Why Writing Works

Disciplinary Approaches to Composing Texts

Research in History

by Dr. Anita Gaul

The ability to conduct research and present one’s findings in writing are important skills in the field of history. Being an historian and conducting research is like being a detective – not a crime detective, but a history detective.

Develop a topic

A crime detective begins with a question, usually “Who did it?” Historians begin with a question, too. It is important to begin one’s research with a good question, one that is not too broad, but also not too narrow. For example, the question “Did women support American involvement in World War I?” is far too broad. It is beyond your ability to research whether women around the world or even in the United States were in favor of the war. On the other hand, the question “Did the women in my family support American involvement in World War I?” is too narrow. You will probably not find enough evidence to write an entire paper explaining what the women in your particular family thought about World War I. For an undergraduate historical research paper, a far more manageable question would be: “Did the women in my hometown support American involvement in World War I?”
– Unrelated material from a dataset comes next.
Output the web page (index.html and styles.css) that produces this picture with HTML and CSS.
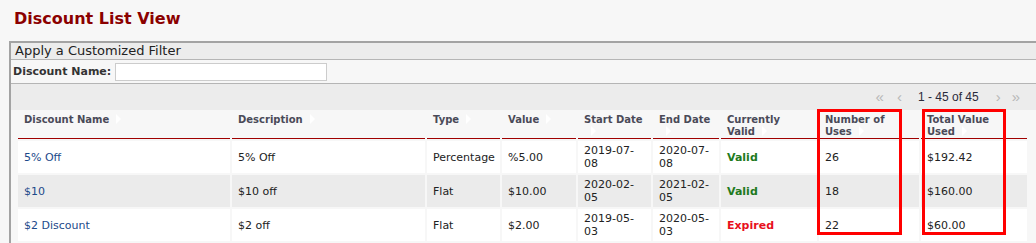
FILE: index.html
```html
<!DOCTYPE html>
<html>
<head>
<meta charset="utf-8">
<link rel="stylesheet" href="styles.css">
</head>
<body>
<h1 class="title">Discount List View</h1>
<div class="panel">
  <div class="panel-head">Apply a Customized Filter</div>
  <div class="filter-row">
    <label class="filter-label">Discount Name:</label>
    <input class="filter-input" type="text">
  </div>
  <div class="grid">
    <div class="pager">
      <span class="pg-arrow pg-first">«</span>
      <span class="pg-arrow pg-prev">‹</span>
      <span class="pg-info">1 - 45 of 45</span>
      <span class="pg-arrow pg-next">›</span>
      <span class="pg-arrow pg-last">»</span>
    </div>
    <table class="list">
      <colgroup>
        <col class="c1"><col class="c2"><col class="c3"><col class="c4"><col class="c5"><col class="c6"><col class="c7"><col class="c8"><col class="c9">
      </colgroup>
      <thead>
        <tr>
          <th>Discount Name<span class="sort"></span></th>
          <th>Description<span class="sort"></span></th>
          <th>Type<span class="sort"></span></th>
          <th>Value<span class="sort"></span></th>
          <th>Start Date<span class="sort"></span></th>
          <th>End Date<span class="sort"></span></th>
          <th>Currently Valid<span class="sort"></span></th>
          <th>Number of Uses<span class="sort"></span></th>
          <th class="th-total">Total Value Used<span class="sort"></span></th>
        </tr>
      </thead>
      <tbody>
        <tr class="odd">
          <td><a class="link">5% Off</a></td>
          <td>5% Off</td>
          <td>Percentage</td>
          <td>%5.00</td>
          <td>2019-07-08</td>
          <td>2020-07-08</td>
          <td class="valid">Valid</td>
          <td>26</td>
          <td>$192.42</td>
        </tr>
        <tr class="even">
          <td><a class="link">$10</a></td>
          <td>$10 off</td>
          <td>Flat</td>
          <td>$10.00</td>
          <td>2020-02-05</td>
          <td>2021-02-05</td>
          <td class="valid">Valid</td>
          <td>18</td>
          <td>$160.00</td>
        </tr>
        <tr class="odd">
          <td><a class="link">$2 Discount</a></td>
          <td>$2 off</td>
          <td>Flat</td>
          <td>$2.00</td>
          <td>2019-05-03</td>
          <td>2020-05-03</td>
          <td class="expired">Expired</td>
          <td>22</td>
          <td>$60.00</td>
        </tr>
      </tbody>
    </table>
  </div>
</div>
<div class="mark mark-uses"></div>
<div class="mark mark-total"></div>
</body>
</html>
```

FILE: styles.css
```css
html, body {
  margin: 0;
  padding: 0;
  background: #f7f7f7;
  overflow: hidden;
}
body {
  font-family: "DejaVu Sans", Verdana, sans-serif;
  color: #222;
  width: 1036px;
  height: 243px;
  position: relative;
}
.title {
  margin: 0;
  padding: 9px 0 0 14px;
  height: 41px;
  box-sizing: border-box;
  font-size: 16px;
  font-weight: bold;
  color: #8b0000;
  line-height: 20px;
}
.panel {
  margin-left: 9px;
  border-top: 2px solid #a3a3a3;
  border-left: 2px solid #a3a3a3;
}
.panel-head {
  background: #ececec;
  height: 16px;
  line-height: 16px;
  font-size: 13px;
  padding-left: 4px;
  border-bottom: 1px solid #b5b5b5;
  color: #222;
}
.filter-row {
  display: flex;
  align-items: center;
  height: 23px;
  border-bottom: 1px solid #b5b5b5;
  padding-left: 2px;
}
.filter-label {
  font-size: 11px;
  font-weight: bold;
  color: #333;
  margin-right: 4px;
}
.filter-input {
  width: 212px;
  height: 18px;
  box-sizing: border-box;
  border: 1px solid #cccccc;
  background: #fff;
  margin: 0;
  padding: 0;
}
.pager {
  background: #ececec;
  height: 26px;
  display: flex;
  align-items: center;
  justify-content: flex-end;
  padding-right: 16px;
  font-family: "Liberation Sans", Arial, sans-serif;
}
.pg-arrow {
  color: #b8b8b8;
  font-size: 15px;
  line-height: 16px;
}
.pg-prev { margin-left: 13px; }
.pg-next { margin-left: 17px; }
.pg-last { margin-left: 11px; }
.pg-info {
  font-size: 12px;
  color: #2a2a3a;
  margin-left: 16px;
}
.list {
  margin-left: 5px;
  border-spacing: 2px;
  table-layout: fixed;
  width: 1013px;
}
.c1 { width: 212px; }
.c2 { width: 193px; }
.c3 { width: 73px; }
.c4 { width: 74px; }
.c5 { width: 73px; }
.c6 { width: 66px; }
.c7 { width: 96px; }
.c8 { width: 100px; }
.c9 { width: 106px; }
.list th {
  text-align: left;
  vertical-align: top;
  font-weight: bold;
  font-size: 10px;
  color: #4a4a58;
  padding: 2px 6px 0 6px;
  height: 23px;
  line-height: 12px;
  border-bottom: 1px solid #a00000;
  background: #f7f7f7;
}
.list th.th-total {
  padding-right: 16px;
}
.sort {
  display: inline-block;
  width: 0;
  height: 0;
  border-top: 5px solid transparent;
  border-bottom: 5px solid transparent;
  border-left: 5px solid #ffffff;
  margin-left: 7px;
  vertical-align: -1px;
}
.list td {
  padding: 3px 6px;
  height: 26px;
  line-height: 13px;
  vertical-align: middle;
  color: #222;
  font-size: 11px;
}
.odd td { background: #ffffff; }
.even td { background: #ebebeb; }
.link {
  color: #1c4a8a;
  text-decoration: none;
}
.list td.valid {
  color: #217a1d;
  font-weight: bold;
}
.list td.expired {
  color: #e8101c;
  font-weight: bold;
}
.mark {
  position: absolute;
  border: 3px solid #ff0000;
  top: 109px;
  height: 120px;
}
.mark-uses {
  left: 817px;
  width: 79px;
}
.mark-total {
  left: 922px;
  width: 78px;
}
```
It is also important to formulate a question that you don’t already know the answer to and are able to approach with an open mind. You must – to the best of your ability – conduct your research objectively. Let the research guide you; do not manipulate the details you find in your research to conform to or affirm a pre-determined answer. Keeping with the hypothetical research question previously posed, you must conduct your research not already thinking that the women in your hometown supported the war. Approach the topic with an open mind, looking for any piece of evidence that speaks to what women thought or felt about the war. Let the evidence tell you the answer to your question.

Conduct the research

The next step is to consult the secondary sources on your topic. This is the work scholars have already published in this area. You probably will not find many (or any) secondary sources about women in your particular hometown, but you will find books and journal articles that speak more generally to the views of American women on World War I or to the views of women living in your state or region. It is helpful to read these secondary sources, not only to provide context for your topic, but also to check the bibliography and footnotes in these works to see what sources and types of evidence were used.

Once you have consulted the secondary sources, you need to figure out where to find the evidence to answer your specific research question. In many ways, this is like a detective looking for clues. A crime detective looks for clues to solve a crime. An historian looks for “clues” to solve the historical question under consideration. There could be clues in any number of places: libraries, museums, historical societies, government documents, archival collections, court records, oral interviews, etc. You will need to consult the catalogs and databases of many different institutions and collections in order to determine what sources are available and accessible.

The best and most valuable clues/evidence in the field of history are found in primary sources. What is a primary source? A primary source is a source of information that provides a first-hand or eyewitness account of an event or was written during the time period under investigation. Primary sources include letters, newspapers, diaries and journals, court documents, financial records, and photographs.

Locating and accessing primary sources often requires an historian to do field work: going to archives, handling delicate materials, etc. Some archival repositories require researchers to wear gloves when working with fragile documents. Just like a crime detective cannot mishandle the evidence, an historian cannot damage the primary sources.

When considering the ongoing example of women’s views of World War I, a good place to start looking for primary sources would be the historical society or museum in your hometown or region. Check those archives and collections to see what documents and records they have. Another possible source of clues would be the collections of your state historical society. Also check the newspaper published in your hometown or region during the war years.

As you can tell, good historical research takes a lot of time and careful reading. You will probably have to look through many files of old papers and documents. You may have to read through several years of old newspapers. A good crime detective conducts a thorough and careful investigation, pursuing every lead and clue in their quest to solve the crime. Likewise, a good historian conducts a thorough and careful investigation, checking every available source and consulting all possible repositories of evidence.

Determining credibility of sources 

Primary sources also need to be approached with a critical eye. When evaluating a primary source, it is important to assess its credibility and reliability. You need to think about whether the author was in a position to know what they were talking about. To do this, keep some key questions in mind:

  1. When was this document written? What was the historical context in which it was created? What was happening at that time and place that may have affected what the author wrote?
  2. Who was the author of this document and what was their purpose in writing it? Would the author have any particular biases that may have affected what they wrote?
  3. What information does the author include? What information does the author not include, and why might this be?
  4. What is the format of this document? Was this document published or not? Who was the intended audience? How do you think this document was received by its intended audience?
  5. How does this source compare to others you have read on this topic?

Once you have consulted all possible leads, clues, and pieces of evidence, carefully evaluate them to see what they “say” to you regarding the research question you posed at the beginning. Let the evidence guide your answer, then write your research paper accordingly.